◆ OBJECTIVE ◆
From the line with "Write a component" to the line with "const bookings = [1, 2, 3, 4, 5];", both included, repeat each line exactly and leave out the pictures.

··· EXTRACTED INFORMATION ···

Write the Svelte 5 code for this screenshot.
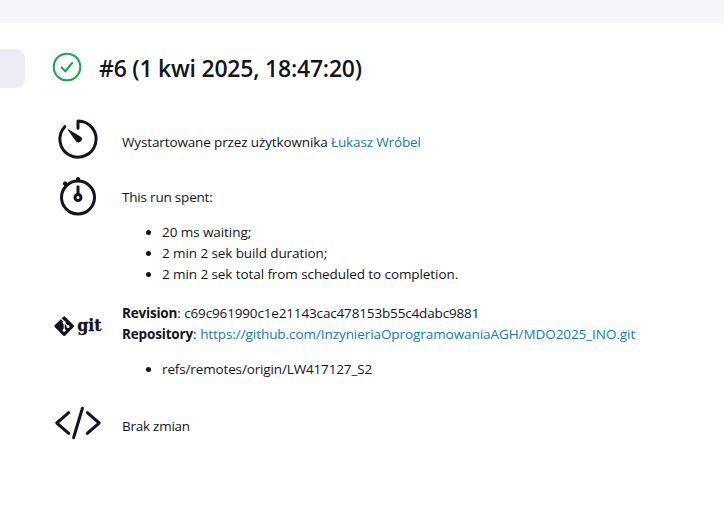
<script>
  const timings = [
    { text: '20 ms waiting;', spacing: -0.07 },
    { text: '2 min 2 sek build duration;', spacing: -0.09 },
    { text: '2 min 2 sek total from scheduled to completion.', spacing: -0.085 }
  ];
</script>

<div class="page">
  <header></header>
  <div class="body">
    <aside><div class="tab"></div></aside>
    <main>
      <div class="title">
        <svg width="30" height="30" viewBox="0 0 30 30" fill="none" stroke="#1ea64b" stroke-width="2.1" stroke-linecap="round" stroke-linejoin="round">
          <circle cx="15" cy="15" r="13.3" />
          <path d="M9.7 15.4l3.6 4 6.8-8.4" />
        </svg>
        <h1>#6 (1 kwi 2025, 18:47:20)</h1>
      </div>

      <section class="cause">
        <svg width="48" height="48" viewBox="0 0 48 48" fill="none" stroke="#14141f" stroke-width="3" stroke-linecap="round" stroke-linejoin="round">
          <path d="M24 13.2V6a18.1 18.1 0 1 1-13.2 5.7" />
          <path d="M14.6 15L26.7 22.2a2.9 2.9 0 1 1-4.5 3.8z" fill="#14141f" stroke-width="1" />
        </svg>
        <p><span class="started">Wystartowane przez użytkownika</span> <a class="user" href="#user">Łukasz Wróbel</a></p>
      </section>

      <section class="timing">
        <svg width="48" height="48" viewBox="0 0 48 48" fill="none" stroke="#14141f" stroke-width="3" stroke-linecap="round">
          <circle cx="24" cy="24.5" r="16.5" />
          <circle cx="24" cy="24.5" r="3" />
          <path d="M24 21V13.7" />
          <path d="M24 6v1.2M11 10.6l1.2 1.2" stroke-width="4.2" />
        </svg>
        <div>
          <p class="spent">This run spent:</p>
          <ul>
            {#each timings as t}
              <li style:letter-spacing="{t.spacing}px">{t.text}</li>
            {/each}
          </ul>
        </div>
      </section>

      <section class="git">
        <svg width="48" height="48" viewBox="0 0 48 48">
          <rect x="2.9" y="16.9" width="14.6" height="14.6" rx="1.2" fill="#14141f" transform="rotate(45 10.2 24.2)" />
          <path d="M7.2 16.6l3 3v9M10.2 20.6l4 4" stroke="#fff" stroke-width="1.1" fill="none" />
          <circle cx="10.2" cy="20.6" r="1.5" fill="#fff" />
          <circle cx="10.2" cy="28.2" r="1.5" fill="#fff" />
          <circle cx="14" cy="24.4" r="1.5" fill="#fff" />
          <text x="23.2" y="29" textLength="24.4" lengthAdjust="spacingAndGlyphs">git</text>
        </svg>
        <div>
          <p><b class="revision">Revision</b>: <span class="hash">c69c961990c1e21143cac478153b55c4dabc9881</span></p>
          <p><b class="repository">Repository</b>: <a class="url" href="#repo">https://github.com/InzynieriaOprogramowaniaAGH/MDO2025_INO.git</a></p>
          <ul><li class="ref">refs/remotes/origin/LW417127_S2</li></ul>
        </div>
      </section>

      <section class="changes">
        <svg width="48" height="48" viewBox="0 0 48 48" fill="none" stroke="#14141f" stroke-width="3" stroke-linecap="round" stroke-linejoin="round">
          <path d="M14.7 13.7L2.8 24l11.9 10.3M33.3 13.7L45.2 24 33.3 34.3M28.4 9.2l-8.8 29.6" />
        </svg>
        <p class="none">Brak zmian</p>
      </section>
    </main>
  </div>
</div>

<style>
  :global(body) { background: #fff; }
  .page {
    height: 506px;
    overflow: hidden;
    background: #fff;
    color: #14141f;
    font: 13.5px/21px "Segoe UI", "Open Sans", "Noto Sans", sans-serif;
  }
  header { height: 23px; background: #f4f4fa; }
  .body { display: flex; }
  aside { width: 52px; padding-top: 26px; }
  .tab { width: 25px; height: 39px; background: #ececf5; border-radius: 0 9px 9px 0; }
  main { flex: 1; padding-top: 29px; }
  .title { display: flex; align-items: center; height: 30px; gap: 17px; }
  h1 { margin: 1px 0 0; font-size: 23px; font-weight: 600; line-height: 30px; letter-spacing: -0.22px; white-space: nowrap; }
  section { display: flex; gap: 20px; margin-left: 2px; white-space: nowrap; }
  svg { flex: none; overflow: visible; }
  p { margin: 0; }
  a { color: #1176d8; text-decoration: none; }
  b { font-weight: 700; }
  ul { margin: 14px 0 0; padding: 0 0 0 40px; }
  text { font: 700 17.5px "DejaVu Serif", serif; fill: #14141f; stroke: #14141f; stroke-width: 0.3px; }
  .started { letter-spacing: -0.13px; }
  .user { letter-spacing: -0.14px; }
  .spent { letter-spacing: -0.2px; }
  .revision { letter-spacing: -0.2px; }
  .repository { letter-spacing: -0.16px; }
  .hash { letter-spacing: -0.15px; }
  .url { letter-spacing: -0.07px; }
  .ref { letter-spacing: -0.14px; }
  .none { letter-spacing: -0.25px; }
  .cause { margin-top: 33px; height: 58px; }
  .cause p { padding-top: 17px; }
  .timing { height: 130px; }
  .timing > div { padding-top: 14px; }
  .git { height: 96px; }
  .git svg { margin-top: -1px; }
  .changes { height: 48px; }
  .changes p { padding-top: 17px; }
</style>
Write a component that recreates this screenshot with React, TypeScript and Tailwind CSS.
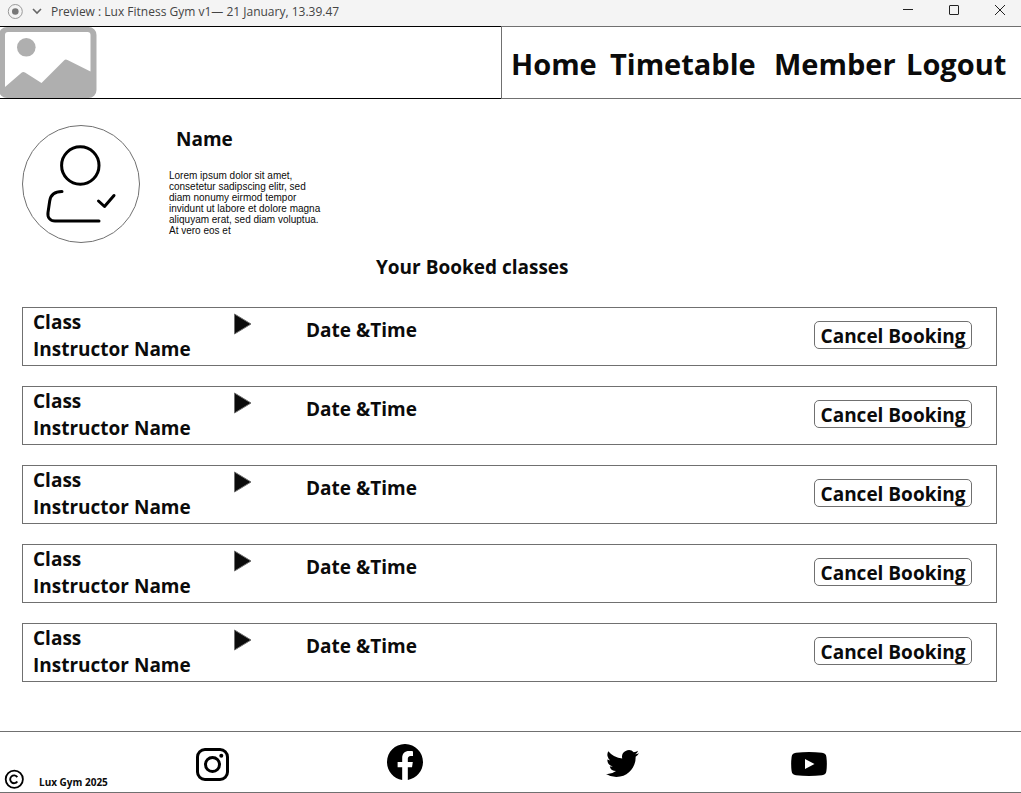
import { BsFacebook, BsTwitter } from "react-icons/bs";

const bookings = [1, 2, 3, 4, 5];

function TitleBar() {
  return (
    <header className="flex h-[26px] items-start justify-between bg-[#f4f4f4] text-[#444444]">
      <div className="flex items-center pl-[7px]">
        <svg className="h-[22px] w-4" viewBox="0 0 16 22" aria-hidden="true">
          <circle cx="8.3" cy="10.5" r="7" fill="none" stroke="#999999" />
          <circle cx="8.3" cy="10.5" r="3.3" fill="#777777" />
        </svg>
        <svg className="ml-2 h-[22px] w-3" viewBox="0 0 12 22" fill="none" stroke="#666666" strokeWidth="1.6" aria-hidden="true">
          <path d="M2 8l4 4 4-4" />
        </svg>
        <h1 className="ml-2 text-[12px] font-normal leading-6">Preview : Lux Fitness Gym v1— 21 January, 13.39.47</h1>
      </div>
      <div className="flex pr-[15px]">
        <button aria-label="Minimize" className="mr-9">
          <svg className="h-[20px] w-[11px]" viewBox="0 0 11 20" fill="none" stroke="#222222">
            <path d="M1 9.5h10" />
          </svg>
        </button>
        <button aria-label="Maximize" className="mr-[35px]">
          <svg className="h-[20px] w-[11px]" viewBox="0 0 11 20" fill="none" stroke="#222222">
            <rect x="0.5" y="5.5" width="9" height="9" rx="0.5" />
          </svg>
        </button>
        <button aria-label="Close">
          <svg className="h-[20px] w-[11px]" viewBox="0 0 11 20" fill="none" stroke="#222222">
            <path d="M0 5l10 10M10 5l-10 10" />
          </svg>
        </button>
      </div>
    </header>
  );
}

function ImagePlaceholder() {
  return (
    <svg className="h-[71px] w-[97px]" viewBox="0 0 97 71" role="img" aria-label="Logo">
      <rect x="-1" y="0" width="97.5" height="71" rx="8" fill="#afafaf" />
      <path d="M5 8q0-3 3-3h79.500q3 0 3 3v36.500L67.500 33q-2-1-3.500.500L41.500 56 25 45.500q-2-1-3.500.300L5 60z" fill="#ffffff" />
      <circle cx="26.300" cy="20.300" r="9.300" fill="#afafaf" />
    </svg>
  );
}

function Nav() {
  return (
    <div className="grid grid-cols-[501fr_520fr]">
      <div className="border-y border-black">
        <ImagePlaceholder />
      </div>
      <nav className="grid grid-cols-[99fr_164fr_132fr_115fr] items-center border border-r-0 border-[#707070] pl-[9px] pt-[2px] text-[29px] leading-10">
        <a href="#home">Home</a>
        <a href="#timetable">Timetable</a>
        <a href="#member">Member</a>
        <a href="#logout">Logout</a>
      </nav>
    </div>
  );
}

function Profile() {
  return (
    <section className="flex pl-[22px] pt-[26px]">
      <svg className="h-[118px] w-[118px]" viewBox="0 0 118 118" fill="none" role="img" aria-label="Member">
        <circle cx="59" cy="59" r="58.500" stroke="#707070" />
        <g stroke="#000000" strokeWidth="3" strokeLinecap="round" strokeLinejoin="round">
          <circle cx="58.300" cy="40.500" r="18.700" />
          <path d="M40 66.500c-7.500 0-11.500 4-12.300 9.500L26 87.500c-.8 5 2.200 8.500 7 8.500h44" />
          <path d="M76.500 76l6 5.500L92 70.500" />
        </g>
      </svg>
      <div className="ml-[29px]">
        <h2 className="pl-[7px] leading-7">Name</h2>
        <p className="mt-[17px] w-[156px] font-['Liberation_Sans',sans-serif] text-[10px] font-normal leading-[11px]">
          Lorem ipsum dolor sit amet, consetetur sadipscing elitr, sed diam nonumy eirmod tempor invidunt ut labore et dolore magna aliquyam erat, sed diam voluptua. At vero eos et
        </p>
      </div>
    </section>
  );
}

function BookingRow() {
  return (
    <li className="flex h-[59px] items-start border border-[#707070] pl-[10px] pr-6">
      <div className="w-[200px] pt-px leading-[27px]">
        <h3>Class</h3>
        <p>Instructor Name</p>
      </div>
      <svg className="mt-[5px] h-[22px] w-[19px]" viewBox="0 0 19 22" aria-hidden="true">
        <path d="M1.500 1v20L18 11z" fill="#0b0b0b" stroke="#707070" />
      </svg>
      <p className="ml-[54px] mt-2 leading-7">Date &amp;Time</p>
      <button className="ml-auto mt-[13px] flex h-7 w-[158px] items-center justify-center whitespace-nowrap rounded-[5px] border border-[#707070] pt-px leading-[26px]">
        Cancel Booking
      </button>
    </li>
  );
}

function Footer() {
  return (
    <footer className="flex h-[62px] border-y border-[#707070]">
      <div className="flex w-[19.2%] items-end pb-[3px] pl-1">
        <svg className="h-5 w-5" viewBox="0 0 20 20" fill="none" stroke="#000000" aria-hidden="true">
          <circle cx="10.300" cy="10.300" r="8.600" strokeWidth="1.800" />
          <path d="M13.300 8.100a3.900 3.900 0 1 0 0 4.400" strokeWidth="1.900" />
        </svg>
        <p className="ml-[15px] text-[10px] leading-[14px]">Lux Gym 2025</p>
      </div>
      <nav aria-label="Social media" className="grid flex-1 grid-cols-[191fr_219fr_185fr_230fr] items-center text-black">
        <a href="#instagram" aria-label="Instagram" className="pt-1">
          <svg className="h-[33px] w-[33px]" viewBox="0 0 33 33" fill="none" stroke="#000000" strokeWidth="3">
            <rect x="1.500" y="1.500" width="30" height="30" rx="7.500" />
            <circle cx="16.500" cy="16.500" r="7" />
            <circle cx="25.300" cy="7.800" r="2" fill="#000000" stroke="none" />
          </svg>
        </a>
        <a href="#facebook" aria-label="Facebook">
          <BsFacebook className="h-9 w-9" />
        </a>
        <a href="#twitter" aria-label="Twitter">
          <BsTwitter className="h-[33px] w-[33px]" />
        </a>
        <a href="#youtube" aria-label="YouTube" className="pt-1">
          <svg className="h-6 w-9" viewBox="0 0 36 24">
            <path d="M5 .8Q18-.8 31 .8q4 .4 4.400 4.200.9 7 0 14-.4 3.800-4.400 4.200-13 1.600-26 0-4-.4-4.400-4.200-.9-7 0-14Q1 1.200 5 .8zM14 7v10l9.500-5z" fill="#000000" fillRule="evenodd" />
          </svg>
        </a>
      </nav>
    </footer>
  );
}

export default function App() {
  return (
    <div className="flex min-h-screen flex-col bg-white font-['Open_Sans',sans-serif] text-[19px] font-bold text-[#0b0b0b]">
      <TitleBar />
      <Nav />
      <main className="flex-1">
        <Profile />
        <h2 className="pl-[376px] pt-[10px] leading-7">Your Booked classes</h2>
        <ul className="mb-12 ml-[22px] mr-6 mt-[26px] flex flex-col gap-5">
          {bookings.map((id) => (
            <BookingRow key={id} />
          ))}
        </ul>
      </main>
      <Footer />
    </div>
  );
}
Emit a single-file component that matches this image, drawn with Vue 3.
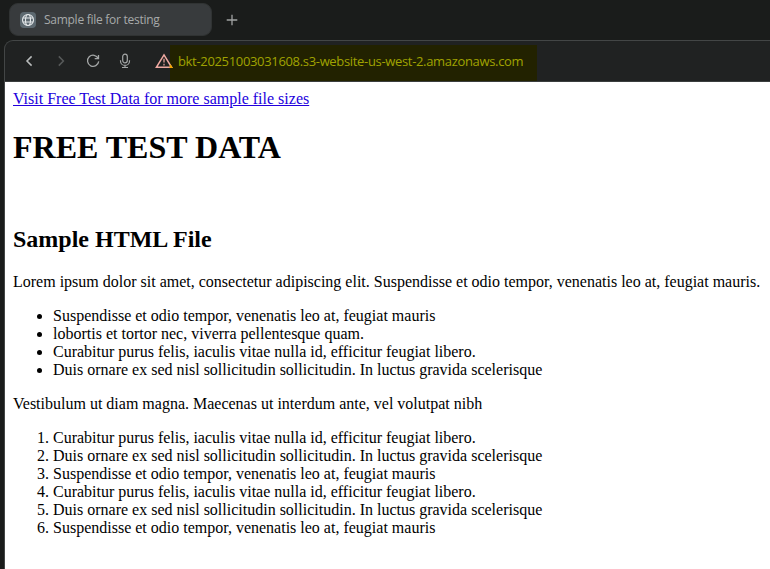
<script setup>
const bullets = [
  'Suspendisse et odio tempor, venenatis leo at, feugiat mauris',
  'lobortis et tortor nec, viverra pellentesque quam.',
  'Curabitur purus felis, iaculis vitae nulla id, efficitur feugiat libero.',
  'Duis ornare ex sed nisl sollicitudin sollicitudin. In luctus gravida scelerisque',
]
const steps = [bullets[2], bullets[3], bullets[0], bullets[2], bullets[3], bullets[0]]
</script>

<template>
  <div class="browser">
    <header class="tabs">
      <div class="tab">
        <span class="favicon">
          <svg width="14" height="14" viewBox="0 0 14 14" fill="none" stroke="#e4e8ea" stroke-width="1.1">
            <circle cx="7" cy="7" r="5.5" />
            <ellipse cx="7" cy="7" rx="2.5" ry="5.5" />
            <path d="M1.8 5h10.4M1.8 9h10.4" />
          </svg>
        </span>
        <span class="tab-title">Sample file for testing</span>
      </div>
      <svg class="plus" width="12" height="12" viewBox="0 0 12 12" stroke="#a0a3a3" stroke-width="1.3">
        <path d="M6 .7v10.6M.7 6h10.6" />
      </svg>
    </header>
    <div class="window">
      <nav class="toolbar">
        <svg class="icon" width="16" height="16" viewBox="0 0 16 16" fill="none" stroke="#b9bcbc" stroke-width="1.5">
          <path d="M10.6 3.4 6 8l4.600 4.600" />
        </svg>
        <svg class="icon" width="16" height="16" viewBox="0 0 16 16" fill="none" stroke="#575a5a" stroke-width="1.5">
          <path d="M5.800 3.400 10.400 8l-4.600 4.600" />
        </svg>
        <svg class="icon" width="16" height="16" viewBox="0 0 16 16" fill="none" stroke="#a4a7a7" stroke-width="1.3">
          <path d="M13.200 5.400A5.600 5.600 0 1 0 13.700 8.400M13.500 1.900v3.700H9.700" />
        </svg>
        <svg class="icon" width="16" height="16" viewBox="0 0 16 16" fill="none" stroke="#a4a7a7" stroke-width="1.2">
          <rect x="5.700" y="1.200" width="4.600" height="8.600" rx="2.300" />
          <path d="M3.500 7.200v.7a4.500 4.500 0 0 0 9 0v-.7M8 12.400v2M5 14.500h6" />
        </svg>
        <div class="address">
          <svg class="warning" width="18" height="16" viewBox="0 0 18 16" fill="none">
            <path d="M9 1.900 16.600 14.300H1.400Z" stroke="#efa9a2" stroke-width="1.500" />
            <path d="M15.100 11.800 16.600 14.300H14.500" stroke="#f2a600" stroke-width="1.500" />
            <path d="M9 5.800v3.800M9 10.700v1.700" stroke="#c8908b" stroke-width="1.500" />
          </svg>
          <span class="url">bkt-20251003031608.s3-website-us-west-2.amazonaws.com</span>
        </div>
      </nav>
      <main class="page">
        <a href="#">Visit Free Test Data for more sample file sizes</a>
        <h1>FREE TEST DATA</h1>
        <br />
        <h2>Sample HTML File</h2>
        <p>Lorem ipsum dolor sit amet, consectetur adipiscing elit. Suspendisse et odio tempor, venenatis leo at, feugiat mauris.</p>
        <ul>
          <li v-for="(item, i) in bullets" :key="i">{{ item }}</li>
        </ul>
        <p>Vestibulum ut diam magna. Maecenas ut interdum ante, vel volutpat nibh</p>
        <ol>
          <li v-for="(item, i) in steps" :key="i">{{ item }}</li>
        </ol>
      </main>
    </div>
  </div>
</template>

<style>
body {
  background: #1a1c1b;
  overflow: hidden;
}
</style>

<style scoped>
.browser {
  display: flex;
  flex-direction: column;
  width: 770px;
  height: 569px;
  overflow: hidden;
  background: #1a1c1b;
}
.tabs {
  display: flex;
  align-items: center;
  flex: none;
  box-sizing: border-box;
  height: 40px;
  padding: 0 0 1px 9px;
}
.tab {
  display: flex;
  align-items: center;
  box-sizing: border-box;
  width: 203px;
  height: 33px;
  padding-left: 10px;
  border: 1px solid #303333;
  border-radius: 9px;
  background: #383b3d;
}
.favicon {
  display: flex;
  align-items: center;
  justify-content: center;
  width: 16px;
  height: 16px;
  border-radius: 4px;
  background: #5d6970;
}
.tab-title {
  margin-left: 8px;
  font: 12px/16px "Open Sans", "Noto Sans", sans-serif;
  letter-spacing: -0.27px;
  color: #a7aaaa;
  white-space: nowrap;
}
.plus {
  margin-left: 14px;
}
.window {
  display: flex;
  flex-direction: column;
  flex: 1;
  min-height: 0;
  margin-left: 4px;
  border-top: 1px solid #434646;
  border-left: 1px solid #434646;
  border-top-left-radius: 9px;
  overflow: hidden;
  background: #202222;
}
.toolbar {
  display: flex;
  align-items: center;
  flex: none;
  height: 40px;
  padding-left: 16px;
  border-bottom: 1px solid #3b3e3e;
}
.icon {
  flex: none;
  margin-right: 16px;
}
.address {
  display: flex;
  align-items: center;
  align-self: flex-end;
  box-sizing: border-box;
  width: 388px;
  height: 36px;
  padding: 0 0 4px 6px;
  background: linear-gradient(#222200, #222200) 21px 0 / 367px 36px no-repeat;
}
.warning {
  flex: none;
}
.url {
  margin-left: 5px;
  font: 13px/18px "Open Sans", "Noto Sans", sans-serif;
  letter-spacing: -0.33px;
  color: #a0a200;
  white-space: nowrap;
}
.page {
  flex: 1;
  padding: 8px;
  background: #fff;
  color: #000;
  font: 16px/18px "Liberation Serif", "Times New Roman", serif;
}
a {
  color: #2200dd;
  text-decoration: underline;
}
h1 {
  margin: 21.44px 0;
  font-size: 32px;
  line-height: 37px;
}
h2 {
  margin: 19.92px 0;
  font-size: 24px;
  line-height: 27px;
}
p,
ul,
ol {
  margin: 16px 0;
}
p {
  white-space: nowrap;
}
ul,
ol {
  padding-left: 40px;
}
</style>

···

◆ EXERCISE RESULT ◆
Write a component that recreates this screenshot with React, TypeScript and Tailwind CSS.
import { BsFacebook, BsTwitter } from "react-icons/bs";

const bookings = [1, 2, 3, 4, 5];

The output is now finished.